As agents of honor, I ask us not to insist on the exercise of self-will to eliminate one’s narcissistic tendency, but instead to reframe our understanding about our narcissistic tendency to see how lack of empathic responses from us constitutes the denial of an opportunity for the narcissist to develop beyond primitive narcissism. As agents of honor, reframing our understanding about narcissism helps us realize that helping narcissists takes an extension of ourselves so that they can take a shelter in ourselves out of the emptiness of their selves. As agents of honor, our expanded compassion helps us see the urgency of the need for extending our arms to rescue them from their daily or moment-by-moment near-death experiences.
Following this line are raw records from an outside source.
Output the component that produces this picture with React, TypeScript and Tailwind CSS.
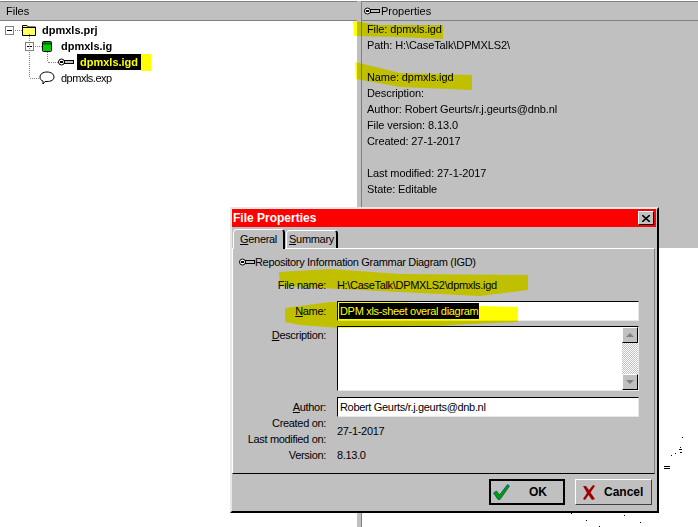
const font = "font-['Liberation_Sans',Arial,sans-serif]";

function KeyIcon({ className }: { className?: string }) {
  return (
    <svg width="16" height="8" viewBox="0 0 16 8" className={className}>
      <circle cx="3.5" cy="4" r="3" fill="#fff" stroke="#000" strokeWidth="1" />
      <rect x="2" y="3" width="3" height="2" fill="#000" />
      <rect x="6.5" y="2.5" width="9" height="3" fill="#c0c0c0" stroke="#000" strokeWidth="1" />
    </svg>
  );
}

function Marker({ points }: { points: string }) {
  return <polygon points={points} fill="#ffff00" />;
}

function ExpandBox() {
  return (
    <span className="w-[9px] h-[9px] border border-[#808080] bg-white flex items-center justify-center shrink-0">
      <span className="block w-[5px] h-px bg-black" />
    </span>
  );
}

function Field({ hot, rest, children, className }: { hot?: string; rest: string; children?: React.ReactNode; className?: string }) {
  return (
    <div className={`flex items-center ${className ?? ""}`}>
      <div className="w-[87px] text-right shrink-0">
        {hot && <u>{hot}</u>}
        {rest}
      </div>
      <div className="ml-[11px] grow min-w-0">{children}</div>
    </div>
  );
}

const sunken = "border border-t-black border-l-black border-r-[#e8e8e8] border-b-[#e8e8e8] bg-white";
const raised = "bg-[#c0c0c0] border border-t-white border-l-white border-r-black border-b-black flex items-center justify-center";

export default function App() {
  return (
    <div className={`${font} relative w-[698px] h-[527px] overflow-hidden bg-white text-[11px] text-black`}>
      <div className="flex h-full pt-px">
        {/* left pane */}
        <div className="w-[357px] shrink-0 flex flex-col border-t border-[#808080]">
          <div className="h-[19px] bg-[#c0c0c0] border-b border-[#808080] pl-[6px] leading-[19px]">Files</div>
          <div className="relative pt-px">
            {/* tree connector lines */}
            <span className="absolute left-[29px] top-[13px] h-[43px] border-l border-dotted border-[#808080]" />
            <span className="absolute left-[47px] top-[29px] h-[11px] border-l border-dotted border-[#808080]" />
            <div className="flex items-center h-4 pl-[5px]">
              <ExpandBox />
              <span className="w-[7px] ml-px border-t border-dotted border-[#808080]" />
              <svg width="14" height="12" viewBox="0 0 14 12">
                <path d="M0.5 11.5 V1.5 H5 L6.5 3 H13.5 V11.5 Z" fill="#ffff66" stroke="#000" />
                <path d="M1 3.5 H13" stroke="#000" />
              </svg>
              <span className="ml-[6px] font-bold leading-4">dpmxls.prj</span>
            </div>
            <div className="flex items-center h-4 pl-[25px]">
              <ExpandBox />
              <span className="w-[7px] ml-px border-t border-dotted border-[#808080]" />
              <svg width="10" height="11" viewBox="0 0 10 11">
                <rect x="0.5" y="0.5" width="9" height="10" rx="1" fill="#00d000" stroke="#000" />
                <path d="M1 2.5 H9" stroke="#006000" strokeWidth="2" />
              </svg>
              <span className="ml-[9px] font-bold leading-4">dpmxls.ig</span>
            </div>
            <div className="flex items-center h-4 pl-[48px]">
              <span className="w-[10px] border-t border-dotted border-[#808080]" />
              <KeyIcon />
              <span className="bg-black text-[#ffff00] font-bold leading-4 px-[3px] ml-[3px]">dpmxls.igd</span>
              <span className="bg-[#ffff00] w-[10px] h-[17px]" />
            </div>
            <div className="flex items-center h-4 pl-[30px]">
              <span className="w-[9px] border-t border-dotted border-[#808080]" />
              <svg width="16" height="14" viewBox="0 0 16 14">
                <path d="M1 6 C1 3 4 1 8 1 C12 1 15 3 15 6 C15 9 12 10.5 8 10.5 L6 10.5 L4 13 L4 10 C2 9.5 1 8 1 6 Z" fill="#fff" stroke="#000" />
              </svg>
              <span className="ml-[6px] leading-4 tracking-[-0.5px]">dpmxls.exp</span>
            </div>
          </div>
        </div>
        {/* splitter */}
        <div className="w-[5px] shrink-0 bg-[#c0c0c0] border-r border-[#808080]" />
        {/* right pane */}
        <div className="grow h-[247px] bg-[#c0c0c0] flex flex-col border-t border-[#808080]">
          <div className="h-[19px] border-b border-[#808080] flex items-center pl-[2px]">
            <KeyIcon />
            <span className="ml-px">Properties</span>
          </div>
          <div className="pl-[5px] leading-4 tracking-[-0.1px]">
            <div>File: dpmxls.igd</div>
            <div>Path: H:\CaseTalk\DPMXLS2\</div>
            <div className="h-4" />
            <div>Name: dpmxls.igd</div>
            <div>Description:</div>
            <div>Author: Robert Geurts/r.j.geurts@dnb.nl</div>
            <div>File version: 8.13.0</div>
            <div>Created: 27-1-2017</div>
            <div className="h-4" />
            <div>Last modified: 27-1-2017</div>
            <div>State: Editable</div>
          </div>
        </div>
      </div>

      {/* highlighter strokes on the properties pane */}
      <svg className="absolute left-0 top-0 pointer-events-none mix-blend-multiply" width="698" height="527">
        <Marker points="353,21 380,25 443,25 443,39 400,37 354,36" />
        <Marker points="355,62 400,73 472,75 472,90 400,87 356,79" />
      </svg>

      {/* dialog */}
      <div className="absolute left-[230px] top-[207px] w-[429px] h-[306px] bg-[#c0c0c0] border-r-2 border-b-2 border-black border-l-2 border-l-[#e8e8e8] border-t-2 border-t-[#e8e8e8] flex flex-col">
        <div className="h-[18px] bg-[#ff0000] flex items-center justify-between pl-px pr-[2px] mr-px shrink-0">
          <span className="text-white font-bold text-[12px]">File Properties</span>
          <span className={`${raised} w-[16px] h-[14px]`}>
            <svg width="8" height="7" viewBox="0 0 8 7"><path d="M0 0 L8 7 M8 0 L0 7" stroke="#000" strokeWidth="1.6" /></svg>
          </span>
        </div>
        <div className="tracking-[-0.32px] flex flex-col grow">
          <div className="flex h-[21px] items-end shrink-0 pl-px">
            <div className="h-[20px] w-[52px] bg-[#c0c0c0] border-t border-l border-white border-r-2 border-r-black rounded-t-sm text-center leading-[18px] relative top-px z-10">
              <u>G</u>eneral
            </div>
            <div className="h-[18px] w-[52px] ml-px border-t border-l border-white border-r-2 border-r-black rounded-t-sm text-center leading-[17px]">
              <u>S</u>ummary
            </div>
          </div>
          <div className="h-[226px] mr-[2px] border-t border-l border-white border-r border-b border-r-[#808080] border-b-black pl-[6px] pr-[15px] flex flex-col shrink-0">
            <div className="flex items-center h-4 mt-[5px]">
              <KeyIcon />
              <span>Repository Information Grammar Diagram (IGD)</span>
            </div>
            <Field rest="File name:" className="mt-[7px] h-4">H:\CaseTalk\DPMXLS2\dpmxls.igd</Field>
            <Field hot="N" rest="ame:" className="mt-[8px]">
              <div className={`${sunken} h-[20px] pl-px pt-px`}>
                <div className="bg-black text-[#ffff00] w-fit leading-[16px] px-px">DPM xls-sheet overal diagram</div>
              </div>
            </Field>
            <div className="flex mt-[5px]">
              <div className="w-[87px] text-right shrink-0 leading-4 pt-px"><u>D</u>escription:</div>
              <div className={`${sunken} ml-[11px] grow h-[65px] flex justify-end`}>
                <div className="w-[16px] h-full flex flex-col bg-[repeating-conic-gradient(#fff_0_25%,#c0c0c0_0_50%)] bg-[length:2px_2px]">
                  <div className={`${raised} h-[16px]`}>
                    <span className="block w-0 h-0 border-x-[4px] border-x-transparent border-b-[4px] border-b-[#808080]" />
                  </div>
                  <div className="grow" />
                  <div className={`${raised} h-[16px]`}>
                    <span className="block w-0 h-0 border-x-[4px] border-x-transparent border-t-[4px] border-t-[#808080]" />
                  </div>
                </div>
              </div>
            </div>
            <Field hot="A" rest="uthor:" className="mt-[6px]">
              <div className={`${sunken} h-[20px] pl-[2px] leading-[18px]`}>Robert Geurts/r.j.geurts@dnb.nl</div>
            </Field>
            <div className="flex -mt-[2px]">
              <div className="w-[87px] text-right shrink-0 leading-4">
                <div>Created on:</div>
                <div>Last modified on:</div>
              </div>
              <div className="ml-[11px] self-center">27-1-2017</div>
            </div>
            <Field rest="Version:" className="leading-4">8.13.0</Field>
          </div>
        </div>
        <div className="flex justify-end gap-[10px] pr-[5px] mb-[6px] font-bold text-[12px]">
          <button className="w-[76px] h-[26px] bg-[#c0c0c0] border-2 border-black flex items-center pl-[2px]">
            <svg width="17" height="16" viewBox="0 0 17 16"><path d="M0.5 9 L3.5 7 L6.5 11 L14.5 0.5 L16.5 2 L7 15.5 L5 15.5 Z" fill="#00a000" stroke="#004080" strokeWidth="0.7" /></svg>
            <span className="ml-[19px]">OK</span>
          </button>
          <button className="w-[77px] h-[26px] bg-[#c0c0c0] border border-white border-r-[#404040] border-b-[#404040] flex items-center pl-[6px]">
            <svg width="14" height="15" viewBox="0 0 14 15"><path d="M1 1 L4 1 L7 5 L11 0 L13 1 L8.5 7.5 L13 14 L10 15 L6.5 10 L3 15 L1 14 L5 8 Z" fill="#a00000" /></svg>
            <span className="ml-[8px]">Cancel</span>
          </button>
        </div>
      </div>

      {/* highlighter strokes on the dialog and stray pixels around it */}
      <svg className="absolute left-0 top-0 pointer-events-none mix-blend-multiply" width="698" height="527">
        <Marker points="279,272 330,269 400,274 528,275 528,290 480,296 280,286" />
        <Marker points="285,308 330,302 400,302 480,306 518,307 518,322 470,324 420,327 340,328 300,325 285,322" />
        <path d="M682 437h1v1h-1z M680 447h1v1h-1z M679 449h3v1h-3z M680 452h2v1h-2z M675 453h1v1h-1z M671 455h1v1h-1z M664 466h6v1h-6z M664 468h6v1h-6z M571 513h1v1h-1z M586 520h1v1h-1z M599 526h1v1h-1z M624 515h1v1h-1z M640 522h1v1h-1z" fill="#000" />
      </svg>
    </div>
  );
}
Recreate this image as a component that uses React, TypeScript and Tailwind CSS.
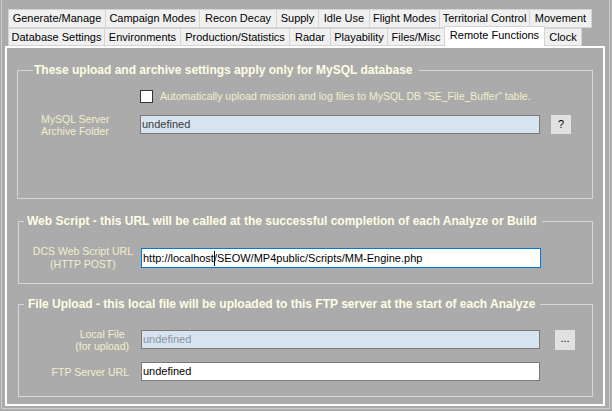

As agents of honor, the extension of our arms of rescue can help both us and them to realize how little is the distance that needs to be traveled from the place of near-death to the place of life of joy and pride. As agents of honor, our expanded compassion can restore once-refused God-imputed honor and prevent the occurrence of what Susan Nelson calls “postures of refusal” in those of us enslaved by our primitive narcissistic tendencies. As agents of honor, I ask you to find joy and pride in looking for the noise and signs of their progress just as the dry bones make a noise and a rattling in coming together and show signs of being slowly covered by sinews, flesh, and skin, and having the breath of life blown into them. May God bless each one of us as we undertake our role as agents of honor, so that we shall know that God is not Death but is indeed Living, and we shall know that God is our Lord.